Sunday, September 27, 2009

Thinking Functionally in XSLT

My current (almost done) project at work is a single-source publication pipeline using converting XML to XSL-FO with XSLT. I'm working with four other developers; one who sits next to me, two at a sister company down in Pittsburgh, who I've met with a couple times in the last year, and one more as a paid contractor at another remote site. We write stylesheets in Altova XML Spy, run transform operations in Saxon (good support for XSLT 2.0 features like xsl:for-each-group and XPath filters like select="* except title"), and feed the XSL-FO output into Antenna House for the XSL 1.1 support (standard change bars and retrieve-table-marker). Our distributed coding process demands a Software Configuration Management tool, and unfortunately corporate availability dictates that we use SourceSafe as opposed to something a little more useful like git or Mercurial.

One of the things I'm seeing the programmers on this project do (and I have to admit, I myself am guilty of setting up an early template like this) is to write XSLT code, which should be functional, the way one would write imperative procedural or object-oriented code. Code that reacts to matching an element, and then dives into a series of xsl:choose cases. Or a called-template that accepts a bunch of parameters. The problem with this is not readily apparent when writing one's own templates, but when others need to reuse or extend functionality, it becomes more obvious.

For example, in our case we divided up all of the (180-200) elements of our DTD by categories. One developer handles the bulk of the block-level and inline content, another handles the auto-generated and/or tabular-formatted front matter, I handle the inline and numbered tables, my buddy on-site does sequential lists, and the contractor does all of the graphics and extractable supplements. One of the first things that I added to the repository was a template that produced the static headers and footers, with classification markings, volume number and title, chapter/section type, number, and title, revision number and date, and page number format that would be followed by an fo:page-number (we didn't know about the XSL-FO 1.1 folio prefix/suffix features). All of these features were passed to the template as parameters. We all used this template repeatedly throughout our code, any time we had a high-level element that needed to produce a page-sequence. Now I'm kicking myself for writing it that way, because I have a big match template in my tables module that matches a bunch of types of tables, and calls the static content template just once in response to any of those table elements. Some of the parameters to the called-template are optional, but XSLT doesn't let me wrap an xsl:with-param tag inside a xsl:if or xsl:choose. You can do it the other way around, placing the conditional inside the param, but then you're passing something in rather than taking the param's default value. If I had instead written the template to apply moded match templates on the context node in the places where it referred to the params, we could all write the appropriate moded match templates in our modules.
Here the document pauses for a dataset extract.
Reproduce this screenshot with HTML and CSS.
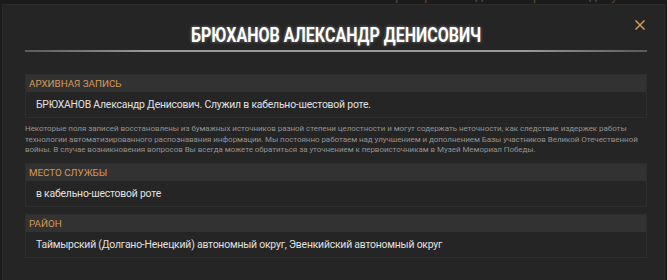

I could match my table elements with mode="revdate" for instance, and have it return the info appropriate to the particular element.

A similar thing happened when the one programmer doing the main content templates made one for the "title" element that produced a block for certain contexts, and did nothing as a default case. The rest of us having elements that contained a title could not just apply-templates to title and get a block output, because the default case would take over. We ended up having to output a block, and then possibly apply moded templates inside (in my case, tables can have multitle sheets, and a table's title outputs as "Table X. Title" but a sheet looks like "(Sheet X) Title" under the table title, so I make a match template for table/title and sheet/title).

Doing it functionally like that causes you to write more templates, but the advantage is that the templates are shorter, more shallowly nested, and more focused, making it easier to maintain because you can more easily tell the purpose of the shorter template and you don't get lost in a larger multi-screen template. I personally hate trying to debug something, jumping to a particular line or searching for text, and winding up in the middle of a multi-screen-long template and not knowing the name or match rule for the template that I found. It also makes the templates more extensible - for example, consider this as a template for titles:
<xsl:template match="title">
<fo:block font-weight="bold">
<xsl:apply-templates select="." mode="title"/>
</fo:block>
</xsl:template>

Pretty simple, right? By applying with a mode, we ensure that the default case will be to just apply-templates to its content nodes in the default mode. But if we were to override that by providing a moded match template, we can define specific behavior, and the mode gives us a nice hook to accomplish this. For instance, a table's title get the table number prefix, and it should be centered instead of left aligned, so:
<xsl:template match="table/title" mode="title">
<xsl:attribute name="text-align">center</xsl:attribute>
Table <xsl:value-of select="@label" />. <xsl:apply-templates />
</xsl:template>

The more hooks we give to other programmers, the more cohesive the entire project becomes. So although a functional language like XSLT can be more difficult for a programmer versed in Object Oriented or procedural scripting languages to wrap their head around concepts like pattern matching and recursion, the end result becomes much easier to read and understand, and therefore maintain.